**Required work**
The lines from the top of the material through the line with "string[]; body?: string" are to be set down exactly. Leave the pictures out.
######
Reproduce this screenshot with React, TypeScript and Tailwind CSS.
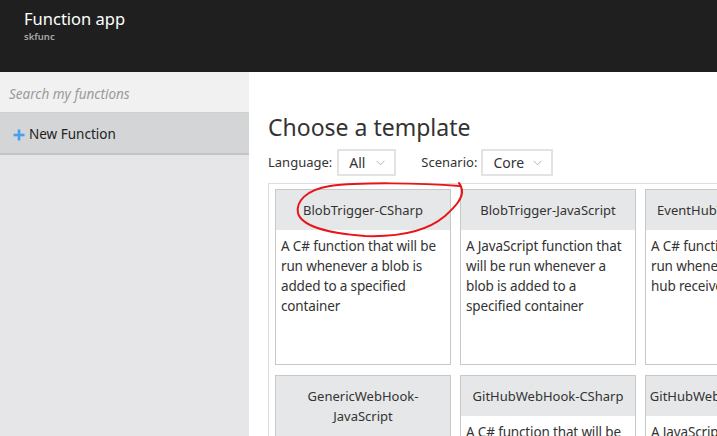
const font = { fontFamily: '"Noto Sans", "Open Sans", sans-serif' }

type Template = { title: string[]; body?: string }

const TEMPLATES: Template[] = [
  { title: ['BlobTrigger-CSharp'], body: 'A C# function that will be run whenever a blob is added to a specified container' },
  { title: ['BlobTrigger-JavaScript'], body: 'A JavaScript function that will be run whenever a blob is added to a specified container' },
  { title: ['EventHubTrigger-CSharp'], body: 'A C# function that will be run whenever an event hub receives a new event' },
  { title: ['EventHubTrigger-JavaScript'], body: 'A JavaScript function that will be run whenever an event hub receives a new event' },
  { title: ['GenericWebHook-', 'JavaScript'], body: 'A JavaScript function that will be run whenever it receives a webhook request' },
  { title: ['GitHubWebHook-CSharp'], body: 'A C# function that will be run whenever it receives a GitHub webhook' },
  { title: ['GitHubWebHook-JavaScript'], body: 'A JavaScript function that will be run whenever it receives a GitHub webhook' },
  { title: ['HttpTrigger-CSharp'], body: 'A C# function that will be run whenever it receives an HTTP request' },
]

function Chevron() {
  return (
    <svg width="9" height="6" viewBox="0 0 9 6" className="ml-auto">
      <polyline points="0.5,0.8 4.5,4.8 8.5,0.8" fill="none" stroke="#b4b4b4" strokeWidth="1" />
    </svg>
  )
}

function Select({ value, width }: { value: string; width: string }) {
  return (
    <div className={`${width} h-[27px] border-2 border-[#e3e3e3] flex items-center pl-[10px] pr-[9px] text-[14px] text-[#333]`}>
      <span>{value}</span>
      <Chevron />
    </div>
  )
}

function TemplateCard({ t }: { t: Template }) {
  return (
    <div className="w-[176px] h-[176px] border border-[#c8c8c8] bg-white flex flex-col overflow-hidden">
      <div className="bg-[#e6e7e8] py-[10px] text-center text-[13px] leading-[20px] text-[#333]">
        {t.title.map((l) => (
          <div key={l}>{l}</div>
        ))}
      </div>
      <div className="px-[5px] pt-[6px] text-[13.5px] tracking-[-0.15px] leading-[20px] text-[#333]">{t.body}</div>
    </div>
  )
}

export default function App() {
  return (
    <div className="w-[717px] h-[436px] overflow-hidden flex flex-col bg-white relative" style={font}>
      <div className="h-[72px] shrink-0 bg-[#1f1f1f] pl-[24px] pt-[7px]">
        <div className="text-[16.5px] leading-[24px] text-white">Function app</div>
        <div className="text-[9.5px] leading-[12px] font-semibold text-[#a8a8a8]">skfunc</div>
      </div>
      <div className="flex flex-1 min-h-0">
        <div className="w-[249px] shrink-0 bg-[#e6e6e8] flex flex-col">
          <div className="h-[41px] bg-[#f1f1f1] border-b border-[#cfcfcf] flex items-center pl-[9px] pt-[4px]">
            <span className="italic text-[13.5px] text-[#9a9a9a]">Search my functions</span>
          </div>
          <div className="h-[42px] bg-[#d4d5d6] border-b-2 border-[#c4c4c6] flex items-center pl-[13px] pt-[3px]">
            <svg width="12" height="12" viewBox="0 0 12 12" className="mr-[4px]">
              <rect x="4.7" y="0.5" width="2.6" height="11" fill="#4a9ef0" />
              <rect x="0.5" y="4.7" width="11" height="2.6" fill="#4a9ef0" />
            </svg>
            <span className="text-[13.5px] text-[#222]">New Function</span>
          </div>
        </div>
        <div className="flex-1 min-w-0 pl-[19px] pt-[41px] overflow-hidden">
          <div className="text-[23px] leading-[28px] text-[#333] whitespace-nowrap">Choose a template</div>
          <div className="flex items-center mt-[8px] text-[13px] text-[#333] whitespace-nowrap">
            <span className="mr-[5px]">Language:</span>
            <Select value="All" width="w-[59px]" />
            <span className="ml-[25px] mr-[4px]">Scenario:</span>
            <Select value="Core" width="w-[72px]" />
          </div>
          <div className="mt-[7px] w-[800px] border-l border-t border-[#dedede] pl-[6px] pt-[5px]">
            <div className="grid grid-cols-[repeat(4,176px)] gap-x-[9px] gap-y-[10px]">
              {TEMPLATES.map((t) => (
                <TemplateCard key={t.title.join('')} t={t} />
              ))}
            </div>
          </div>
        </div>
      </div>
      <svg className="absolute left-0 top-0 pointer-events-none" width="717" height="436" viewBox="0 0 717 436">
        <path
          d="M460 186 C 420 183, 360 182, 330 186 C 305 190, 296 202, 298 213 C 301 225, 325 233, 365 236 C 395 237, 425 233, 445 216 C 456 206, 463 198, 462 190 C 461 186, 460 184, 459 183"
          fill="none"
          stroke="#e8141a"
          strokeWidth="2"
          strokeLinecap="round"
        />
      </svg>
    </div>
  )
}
######
**Solution to this exercise**
Reproduce this screenshot with React, TypeScript and Tailwind CSS.
const font = { fontFamily: '"Noto Sans", "Open Sans", sans-serif' }

type Template = { title: string[]; body?: string }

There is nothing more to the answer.